Che cosa sono le GBA plus?
Il governo e la società civile canadese sono all’avanguardia per quanto riguarda la violenza di genere. In modo particolare possiamo dire che la svolta è avvenuta in seguito ad una strage di donne e di militanti femministe, conosciuta come “il massacro del Politecnico di Montréal”, avvenuta il 6 dicembre 1989. Da qui nasce anche la campagna del “Fiocco Bianco”, conosciuta in tutto il mondo. Istituzioni e società civile si muovono su questa tematica da molti anni e lo fanno in modo capillare: il governo ha messo a punto le GBA plus come una sorta di linee guida, molto articolate, per supportare lo sviluppo di politiche inclusive.

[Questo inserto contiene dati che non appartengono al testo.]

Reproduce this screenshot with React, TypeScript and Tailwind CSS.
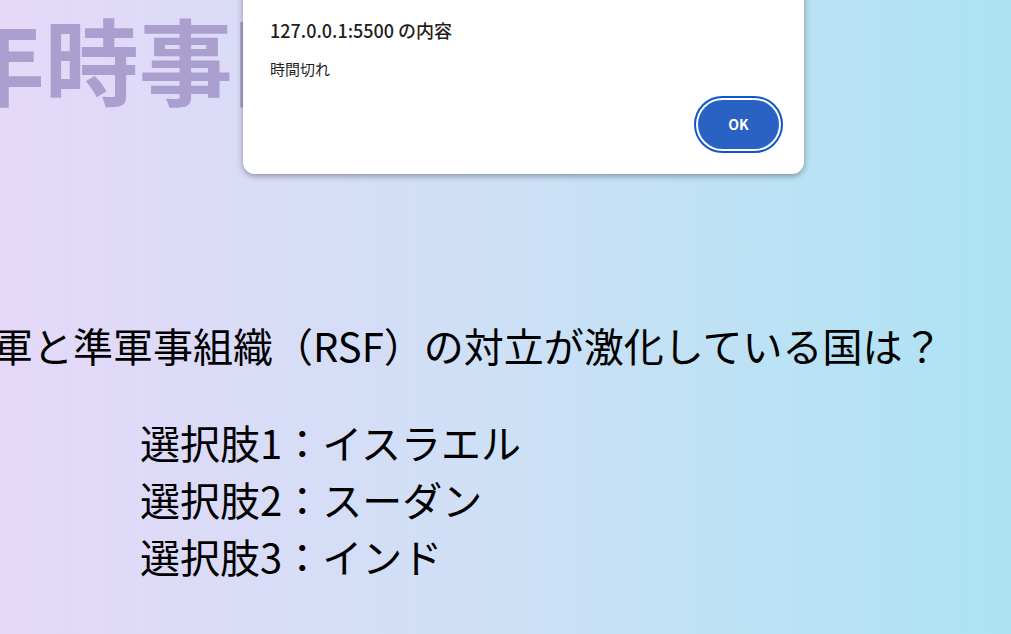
export default function App() {
  const options = ['選択肢1：イスラエル', '選択肢2：スーダン', '選択肢3：インド'];

  return (
    <main
      className="relative h-[634px] w-full overflow-hidden bg-gradient-to-r from-[#e5d8f8] via-[#cde0f6] to-[#abe3f3] text-black"
      style={{ fontFamily: '"Noto Sans CJK JP", "Noto Sans", sans-serif' }}
    >
      <div className="ml-[-140px] flex w-[1200px] flex-col">
        <h1 className="mt-[-2px] ml-[-131px] whitespace-nowrap text-[94px] font-bold leading-[120px] text-[#ab9fcf]">
          2025年時事問題クイズ
        </h1>

        <p className="mt-[199px] whitespace-nowrap pl-[93px] text-[40px] leading-[57px]">
          国軍と準軍事組織（RSF）の対立が激化している国は？
        </p>

        <ul className="mt-[40px] flex flex-col pl-[280px]">
          {options.map((o) => (
            <li key={o} className="whitespace-nowrap text-[40px] leading-[57px]">
              {o}
            </li>
          ))}
        </ul>
      </div>

      {/* alert dialog */}
      <div className="absolute left-[243px] top-[-20px] flex h-[194px] w-[561px] flex-col rounded-xl bg-white px-[27px] pt-[38px] shadow-[0_2px_6px_rgba(0,0,0,0.35)]">
        <div className="text-[18px] font-medium leading-[24px] text-[#1f1f1f]">127.0.0.1:5500 の内容</div>
        <div className="mt-[17px] text-[15px] leading-[20px] text-[#1f1f1f]">時間切れ</div>
        <div className="mt-auto mb-[21px] mr-[-6px] flex justify-end">
          <div className="rounded-full border-2 border-[#0b57d0] p-[2px]">
            <button className="h-[49px] w-[81px] rounded-full bg-[#2a62c3] text-[14px] font-bold text-white">
              OK
            </button>
          </div>
        </div>
      </div>
    </main>
  );
}
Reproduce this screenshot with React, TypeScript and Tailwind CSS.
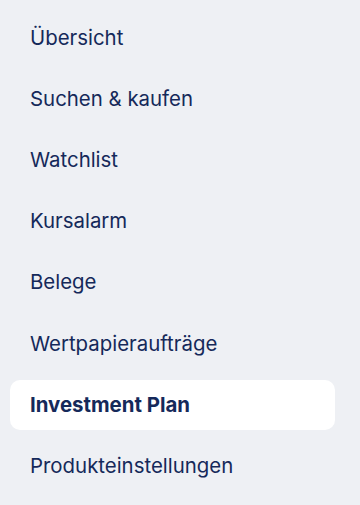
import React from "react";

const items = [
  "Übersicht",
  "Suchen & kaufen",
  "Watchlist",
  "Kursalarm",
  "Belege",
  "Wertpapieraufträge",
  "Investment Plan",
  "Produkteinstellungen",
];

export default function App() {
  return (
    <div className="w-[360px] h-[505px] bg-[#eef0f4] overflow-hidden" style={{ fontFamily: "Inter, 'Noto Sans', sans-serif" }}>
      <ul className="flex flex-col pt-[13px] pl-[10px] pr-[25px] gap-[11.2px]">
        {items.map((it) => {
          const active = it === "Investment Plan";
          return (
            <li
              key={it}
              className={`h-[50px] flex items-center pl-[20px] rounded-[10px] text-[20.4px] text-[#15295a] ${
                active ? "bg-white font-bold" : "font-normal"
              }`}
            >
              {it}
            </li>
          );
        })}
      </ul>
    </div>
  );
}
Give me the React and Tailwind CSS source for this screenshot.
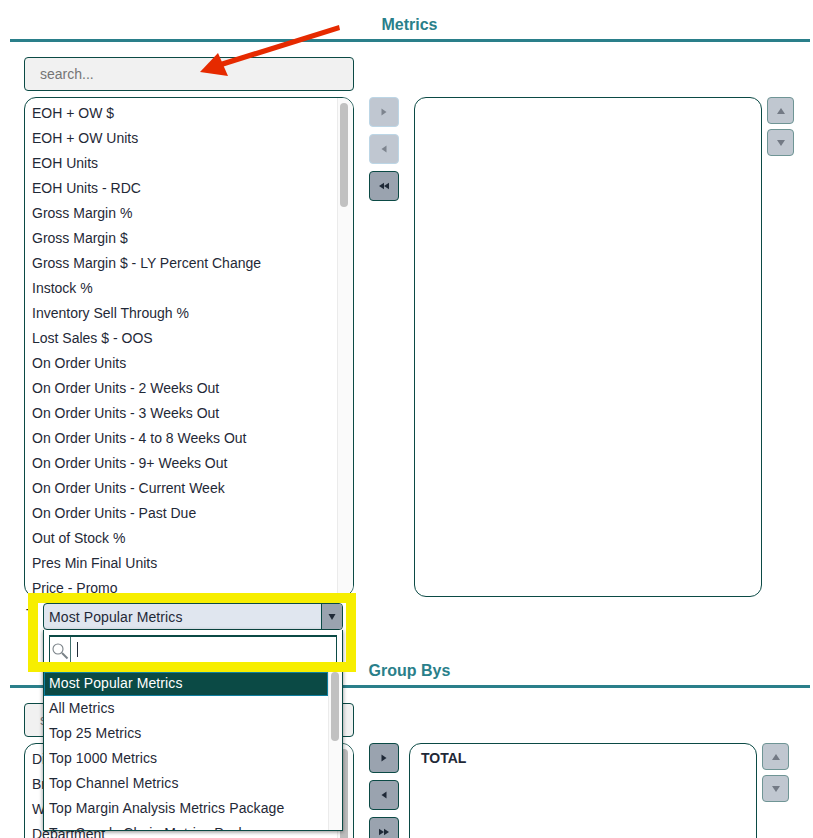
import React from 'react';

const metrics = [
  'EOH + OW $',
  'EOH + OW Units',
  'EOH Units',
  'EOH Units - RDC',
  'Gross Margin %',
  'Gross Margin $',
  'Gross Margin $ - LY Percent Change',
  'Instock %',
  'Inventory Sell Through %',
  'Lost Sales $ - OOS',
  'On Order Units',
  'On Order Units - 2 Weeks Out',
  'On Order Units - 3 Weeks Out',
  'On Order Units - 4 to 8 Weeks Out',
  'On Order Units - 9+ Weeks Out',
  'On Order Units - Current Week',
  'On Order Units - Past Due',
  'Out of Stock %',
  'Pres Min Final Units',
  'Price - Promo',
];

const groupBys = ['Division', 'Brand', 'Week', 'Department'];

const metricSets = [
  'All Metrics',
  'Top 25 Metrics',
  'Top 1000 Metrics',
  'Top Channel Metrics',
  'Top Margin Analysis Metrics Package',
  'Top Supply Chain Metrics Package',
];

const icons = {
  right: '3.5,2.5 8.5,6 3.5,9.5',
  left: '8.5,2.5 3.5,6 8.5,9.5',
  up: '2,9 6,3 10,9',
  down: '2,3 6,9 10,3',
  caret: '2.5,3 9.5,3 6,9',
};

function Glyph({ name }) {
  if (name === 'rewind') {
    return (
      <svg width="12" height="12" viewBox="0 0 12 12">
        <polygon points="6,2.7 1,6 6,9.3" fill="currentColor" />
        <polygon points="11,2.7 6,6 11,9.3" fill="currentColor" />
      </svg>
    );
  }
  if (name === 'forward') {
    return (
      <svg width="12" height="12" viewBox="0 0 12 12">
        <polygon points="1,2.7 6,6 1,9.3" fill="currentColor" />
        <polygon points="6,2.7 11,6 6,9.3" fill="currentColor" />
      </svg>
    );
  }
  return (
    <svg width="12" height="12" viewBox="0 0 12 12">
      <polygon points={icons[name]} fill="currentColor" />
    </svg>
  );
}

function MoveButton({ icon, disabled }) {
  return (
    <button
      type="button"
      className={
        disabled
          ? 'flex h-[30px] w-[30px] items-center justify-center rounded border border-[#bcd6e6] bg-[#c0c7d1] text-[#7d848e]'
          : 'flex h-[30px] w-[30px] items-center justify-center rounded border border-[#0b4a45] bg-[#9aa3af] text-[#1f2937]'
      }
    >
      <Glyph name={icon} />
    </button>
  );
}

function OrderButton({ icon }) {
  return (
    <button
      type="button"
      className="flex h-[27px] w-[27px] items-center justify-center rounded border border-[#6f9595] bg-[#c0c7d0] text-[#737a85]"
    >
      <Glyph name={icon} />
    </button>
  );
}

function Section({ title, items, moveButtons, boxClass, orderClass, thumbClass }) {
  return (
    <section>
      <div className="mr-[3px] ml-[10px] border-b-[3px] border-[#2a7f8a] pr-px pb-[5px] text-center text-base leading-[18px] font-bold text-[#2a7f8a]">
        {title}
      </div>
      <div className="flex items-start pt-[15px] pl-[24px]">
        <div className="flex w-[330px] flex-col gap-[6px]">
          <input
            placeholder="search..."
            className="h-[34px] rounded border border-[#0b4a45] bg-[#f1f1f1] px-[15px] text-sm text-[#374151] outline-none placeholder:text-[#757575]"
          />
          <div className="flex h-[500px] overflow-hidden rounded-xl border border-[#0b4a45]">
            <ul className="flex-1 pt-[3px] pl-[7px]">
              {items.map((item) => (
                <li key={item} className="h-[25px] text-sm leading-[25px] text-[#1f2937]">
                  {item}
                </li>
              ))}
            </ul>
            <div className="w-[16px] border-l border-[#ebebeb] bg-[#fafafa] pt-[5px] pl-[2px]">
              <div className={thumbClass} />
            </div>
          </div>
        </div>
        <div className="mt-[40px] ml-[15px] flex flex-col gap-[7px]">{moveButtons}</div>
        <div className={boxClass}>
          {title === 'Group Bys' && <p className="text-sm leading-[25px] font-bold text-[#1f2937]">TOTAL</p>}
        </div>
        <div className={orderClass}>
          <OrderButton icon="up" />
          <OrderButton icon="down" />
        </div>
      </div>
    </section>
  );
}

function MetricSetDropdown() {
  return (
    <div className="absolute top-[603px] left-[43px] w-[300px]">
      <div className="flex h-[27px] overflow-hidden rounded-sm border border-[#0b4a45] bg-[#e0e6ef]">
        <span className="flex-1 pl-[5px] text-sm leading-[26px] tracking-[0.1px] text-[#1f2937]">Most Popular Metrics</span>
        <span className="flex w-[21px] items-center justify-center border-l border-[#0b4a45] bg-[#9aa3af] text-[#1f2937]">
          <Glyph name="caret" />
        </span>
      </div>
      <div className="h-[201px] overflow-hidden border-x border-b border-[#0b4a45] bg-white shadow-[0_1px_4px_rgba(0,0,0,0.45)]">
        <div className="px-[5px] pt-[5px]">
          <div className="flex h-[37px] border-x border-t-2 border-[#0b4a45]">
            <span className="flex h-[28px] w-[21px] items-center justify-center border-r border-[#3f6f6c]">
              <svg width="18" height="18" viewBox="0 0 18 18" fill="none" stroke="#7a8288" strokeWidth="1.1">
                <circle cx="7" cy="7" r="5" />
                <path d="M11 11l5.5 5.5" strokeWidth="2" />
              </svg>
            </span>
            <span className="mt-[5px] ml-[6px] h-[15px] w-px bg-[#1f2937]" />
          </div>
        </div>
        <div className="flex">
          <ul className="w-[284px]">
            <li className="h-[24px] border border-[#0f7f9f] bg-[#0b4a45] pl-[4px] text-sm leading-[20px] tracking-[0.1px] text-white">
              Most Popular Metrics
            </li>
            {metricSets.map((item) => (
              <li key={item} className="h-[25px] pl-[5px] text-sm leading-[25px] tracking-[0.1px] text-[#1f2937]">
                {item}
              </li>
            ))}
          </ul>
          <div className="flex-1 border-l border-[#ebebeb] bg-[#fafafa] pl-[2px]">
            <div className="h-[69px] w-[8px] rounded-full bg-[#c1c1c1]" />
          </div>
        </div>
      </div>
    </div>
  );
}

export default function App() {
  return (
    <div className="relative h-[838px] overflow-hidden bg-white pt-[16px] font-['Liberation_Sans',Arial,sans-serif]">
      <Section
        title="Metrics"
        items={metrics}
        thumbClass="h-[104px] w-[8px] rounded-full bg-[#c1c1c1]"
        boxClass="mt-[40px] ml-[15px] h-[500px] w-[348px] rounded-xl border border-[#0b4a45]"
        orderClass="mt-[40px] ml-[5px] flex flex-col gap-[5px]"
        moveButtons={
          <>
            <MoveButton icon="right" disabled />
            <MoveButton icon="left" disabled />
            <MoveButton icon="rewind" />
          </>
        }
      />
      <div className="pt-[9px] pl-[26px] text-sm leading-[16px] text-[#1f2937]">T</div>
      <div className="mt-[40px]">
        <Section
          title="Group Bys"
          items={groupBys}
          thumbClass="h-[300px] w-[8px] rounded-full bg-[#bdbdbd]"
          boxClass="mt-[40px] ml-[10px] h-[500px] w-[348px] rounded-xl border border-[#0b4a45] pt-[2px] pl-[11px]"
          orderClass="mt-[40px] ml-[5px] flex flex-col gap-[5px]"
          moveButtons={
            <>
              <MoveButton icon="right" />
              <MoveButton icon="left" />
              <MoveButton icon="forward" />
            </>
          }
        />
      </div>

      <MetricSetDropdown />

      <div className="absolute top-[593px] left-[28px] h-[79px] w-[328px] border-[10px] border-[#f7ee00]" />

      <svg className="absolute top-0 left-0" width="813" height="100" viewBox="0 0 813 100">
        <polygon points="339,25 340,30 222,67 220,62" fill="#e62a00" />
        <polygon points="200,72 218,53 228,76" fill="#e62a00" />
      </svg>
    </div>
  );
}
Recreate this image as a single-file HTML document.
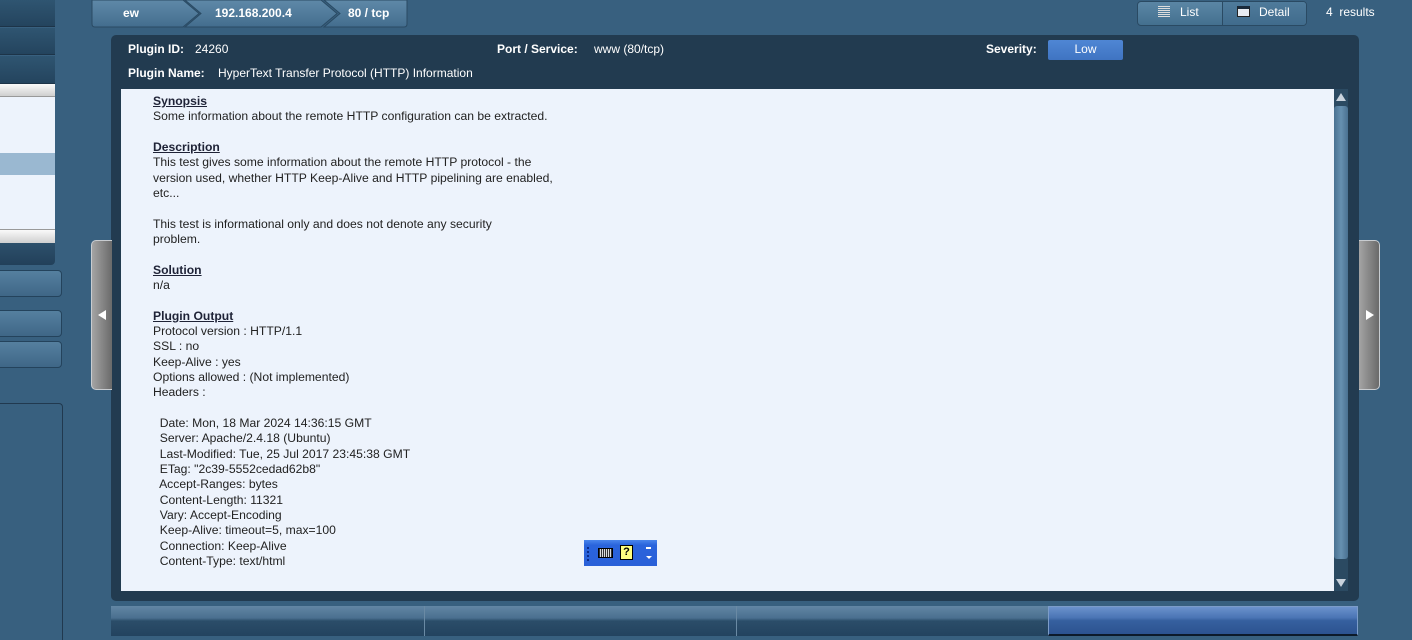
<!DOCTYPE html>
<html><head><meta charset="utf-8"><style>
*{margin:0;padding:0;box-sizing:border-box}
html{width:1412px;height:640px;overflow:hidden}
body{width:1412px;height:640px;background:#38607f;position:relative;overflow:hidden;font-family:"Liberation Sans",sans-serif;font-size:12px}
.a{position:absolute}
.lrow{left:0;width:55px;height:27px;background:linear-gradient(#2f5571,#24445e);border-bottom:1px solid #1d3448}
.lbtn{left:-6px;width:68px;height:27px;border:1px solid #24435c;border-radius:4px;background:linear-gradient(#55809f,#3f6787)}
.crumb{top:0;height:27px;color:#fff;font-weight:bold;font-size:12px;line-height:26px}
#txt{left:153px;top:94px;line-height:15.33px;color:#222;white-space:pre;font-size:12.15px}
#txt b{color:#1e2236;text-decoration:underline}
.side{width:21px;height:150px;top:240px;border:1px solid #c8ccd0;background:linear-gradient(90deg,#a4a4a4,#6a6a6a)}
</style></head><body>
<div class="a lrow" style="top:0"></div>
<div class="a lrow" style="top:28px"></div>
<div class="a lrow" style="top:56px;height:28px"></div>
<div class="a" style="left:0;top:84px;width:55px;height:158px;background:#edf3fc"></div>
<div class="a" style="left:0;top:84px;width:55px;height:13px;background:linear-gradient(#fafafa,#cfcfcf);border-bottom:1px solid #999"></div>
<div class="a" style="left:0;top:153px;width:55px;height:22px;background:#9ab8d1"></div>
<div class="a" style="left:0;top:229px;width:55px;height:14px;background:linear-gradient(#fafafa,#cfcfcf);border-top:1px solid #999"></div>
<div class="a" style="left:0;top:243px;width:55px;height:22px;background:linear-gradient(#2d506b,#22405a);border-radius:0 0 4px 0"></div>
<div class="a lbtn" style="top:270px"></div>
<div class="a lbtn" style="top:310px"></div>
<div class="a lbtn" style="top:341px"></div>
<div class="a" style="left:-4px;top:403px;width:67px;height:237px;border:1px solid #21394f;border-bottom:none;border-radius:4px 4px 0 0"></div>
<svg class="a" style="left:91px;top:0" width="320" height="28">
<defs><linearGradient id="g" x1="0" y1="0" x2="0" y2="1"><stop offset="0" stop-color="#5f89a8"/><stop offset="1" stop-color="#436d8e"/></linearGradient></defs>
<path d="M4 0H92L108 13.5L92 27H4Q1 27 1 24V0Z" fill="url(#g)" stroke="#2a4a63"/>
<path d="M94 0H230L246 13.5L230 27H94L110 13.5Z" fill="url(#g)" stroke="#2a4a63"/>
<path d="M233 0H316V24Q316 27 313 27H233L249 13.5Z" fill="url(#g)" stroke="#2a4a63"/>
</svg>
<div class="a crumb" style="left:123px">ew</div>
<div class="a crumb" style="left:215px">192.168.200.4</div>
<div class="a crumb" style="left:348px">80 / tcp</div>
<div class="a" style="left:1137px;top:1px;width:170px;height:25px;border:1px solid #2a4a63;border-radius:4px;background:linear-gradient(#5b86a5,#44708f);overflow:hidden">
<div class="a" style="left:84px;top:0;width:1px;height:25px;background:#2a4a63"></div>
<div class="a" style="left:85px;top:0;width:85px;height:25px;background:linear-gradient(#4f7b9b,#3f6a8b)"></div>
</div>
<div class="a" style="left:1158px;top:6px;width:12px;height:11px;background:repeating-linear-gradient(#ddd 0 1px,transparent 1px 2px)"></div>
<div class="a" style="left:1180px;top:5px;color:#fff;font-size:12px">List</div>
<div class="a" style="left:1237px;top:6px;width:13px;height:11px;background:#e8ecf2;border:1px solid #222;border-top:3px solid #1a2a3a"></div>
<div class="a" style="left:1259px;top:5px;color:#fff;font-size:12px">Detail</div>
<div class="a" style="left:1326px;top:5px;color:#fff;font-size:12px">4&nbsp;&nbsp;results</div>
<div class="a" style="left:111px;top:35px;width:1248px;height:566px;background:#223b50;border-radius:5px"></div>
<div class="a" style="left:128px;top:42px;color:#fff;font-weight:bold">Plugin ID:</div>
<div class="a" style="left:195px;top:42px;color:#fff">24260</div>
<div class="a" style="left:497px;top:42px;color:#fff;font-weight:bold">Port / Service:</div>
<div class="a" style="left:594px;top:42px;color:#fff">www (80/tcp)</div>
<div class="a" style="left:986px;top:42px;color:#fff;font-weight:bold">Severity:</div>
<div class="a" style="left:1048px;top:40px;width:75px;height:20px;background:linear-gradient(#4f86d4,#3f74c2);border-radius:2px;color:#fff;text-align:center;line-height:18px">Low</div>
<div class="a" style="left:128px;top:66px;color:#fff;font-weight:bold">Plugin Name:</div>
<div class="a" style="left:218px;top:66px;color:#fff">HyperText Transfer Protocol (HTTP) Information</div>
<div class="a" style="left:121px;top:89px;width:1213px;height:502px;background:#edf3fc"></div>
<div class="a" style="left:1334px;top:89px;width:14px;height:502px;background:#2b4a62"></div>
<div class="a" style="left:1336px;top:93px;width:0;height:0;border-left:5px solid transparent;border-right:5px solid transparent;border-bottom:8px solid #c8d2dc"></div>
<div class="a" style="left:1334px;top:106px;width:14px;height:453px;background:linear-gradient(90deg,#4a7191,#6690b0,#4a7191);border-radius:3px"></div>
<div class="a" style="left:1336px;top:579px;width:0;height:0;border-left:5px solid transparent;border-right:5px solid transparent;border-top:8px solid #c8d2dc"></div>
<div id="txt" class="a"><b>Synopsis</b>
Some information about the remote HTTP configuration can be extracted.

<b>Description</b>
This test gives some information about the remote HTTP protocol - the
version used, whether HTTP Keep-Alive and HTTP pipelining are enabled,
etc...

This test is informational only and does not denote any security
problem.

<b>Solution</b>
n/a

<b>Plugin Output</b>
Protocol version : HTTP/1.1
SSL : no
Keep-Alive : yes
Options allowed : (Not implemented)
Headers :

  Date: Mon, 18 Mar 2024 14:36:15 GMT
  Server: Apache/2.4.18 (Ubuntu)
  Last-Modified: Tue, 25 Jul 2017 23:45:38 GMT
  ETag: "2c39-5552cedad62b8"
  Accept-Ranges: bytes
  Content-Length: 11321
  Vary: Accept-Encoding
  Keep-Alive: timeout=5, max=100
  Connection: Keep-Alive
  Content-Type: text/html</div>
<div class="a" style="left:584px;top:540px;width:73px;height:26px;background:linear-gradient(#4a86ec,#2a64dc 20%,#2a60d8)"></div>
<div class="a" style="left:587px;top:547px;width:2px;height:14px;border-left:2px dotted #0a2a8a"></div>
<div class="a" style="left:598px;top:548px;width:15px;height:10px;background:repeating-linear-gradient(90deg,#333 0 1px,#ddd 1px 2px);border:1px solid #000"></div>
<div class="a" style="left:620px;top:545px;width:13px;height:15px;background:#ffff80;border:1px solid #000;font-size:11px;font-weight:bold;color:#000;text-align:center;line-height:13px">?</div>
<div class="a" style="left:646px;top:547px;width:5px;height:2px;background:#fff"></div>
<div class="a" style="left:646px;top:556px;border-left:3px solid transparent;border-right:3px solid transparent;border-top:3px solid #fff"></div>
<div class="a side" style="left:91px;border-radius:5px 0 0 5px;border-right:none"></div>
<div class="a" style="left:98px;top:310px;border-top:5px solid transparent;border-bottom:5px solid transparent;border-right:8px solid #fff"></div>
<div class="a side" style="left:1359px;border-radius:0 5px 5px 0;border-left:none"></div>
<div class="a" style="left:1366px;top:310px;border-top:5px solid transparent;border-bottom:5px solid transparent;border-left:8px solid #fff"></div>
<div class="a" style="left:111px;top:606px;width:937px;height:30px;background:linear-gradient(#6286a4,#4a6f8f 40%,#2b4d69 50%,#23435f)"></div>
<div class="a" style="left:424px;top:606px;width:1px;height:30px;background:#6a8aa4"></div>
<div class="a" style="left:736px;top:606px;width:1px;height:30px;background:#6a8aa4"></div>
<div class="a" style="left:1048px;top:606px;width:310px;height:30px;background:linear-gradient(#6b92cc,#4a74b4 40%,#36609f 50%,#2c5390);border:1px solid #7c9cc8;border-bottom:2px solid #0c1a2a"></div>
</body></html>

Per l’Italia possiamo dire che l’anno di svolta su queste tematiche sia stato il 2013. In quell’anno non solo è stata ratificata la Convenzione di Istanbul, ma si sono anche determinate una serie di condizioni che hanno segnato una maturazione complessiva culturale e civile per quanto riguarda il contrasto alla violenza di genere. Abbiamo scelto un range temporale di 10 anni perché portando avanti un’analisi di tipo qualitativo, non potevamo abbracciare un arco temporale troppo ampio e il periodo dal 2013 al 2023 ci è sembrato sufficiente a delineare un quadro della situazione.
L’ambasciata canadese in Italia che ruolo ha svolto?
Devo dire che sono rimasta molto favorevolmente impressionata dalla loro capacità di iniziativa. L’ambasciata si è dimostrata un partner istituzionale ottimo con cui lavorare e non solo ha insignito il progetto di questo premio, che ci permette di portare avanti un lavoro di ricerca su un tema estremamente attuale, ma si è messa anche in contatto con la governance del nostro ateneo per valorizzare il progetto e assicurarsi che gli fosse data piena attuazione. È un ulteriore elemento che testimonia la grande sensibilità che si è sviluppata nella società canadese su questo tema e la volontà di sostenerlo a tutti i livelli.